Divide a column by a value, or by another column.
Used to specify decimal precision, useful for force-formatting currency. Format returns a string, not an integer. Therefore, it is best used in table charts or Single Value charts.
Access data from a previous row in the same column. Row offset defines how many rows back you want to use.
Generates a series of averages of your data to create a smooth trend line. Trailing rows is the number of previous rows to include in each row's average.
Multiply a column by a value, or by another column.
Determines percent change between current and previous row.
Ratio of total
Displays each row's value as a ratio of the column sum.
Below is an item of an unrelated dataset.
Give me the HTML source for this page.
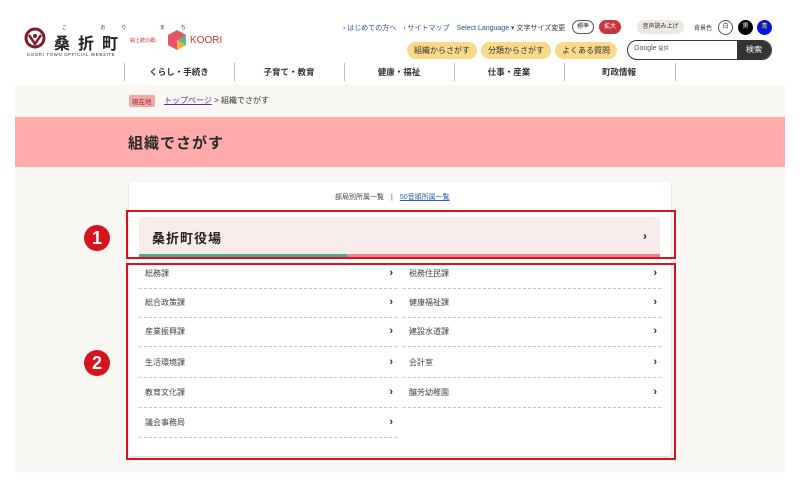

Round is used to round to a specific number of decimal places. Note: you cannot round a number to a higher decimal precision than it already has. For example, you cannot round the integer 10 to have two decimal places.
Sums up all previous results of a column.
Subtract a value from a column. You may also subtract a column from another column.
Total column sum
Creates a new column where each value is a sum of its row.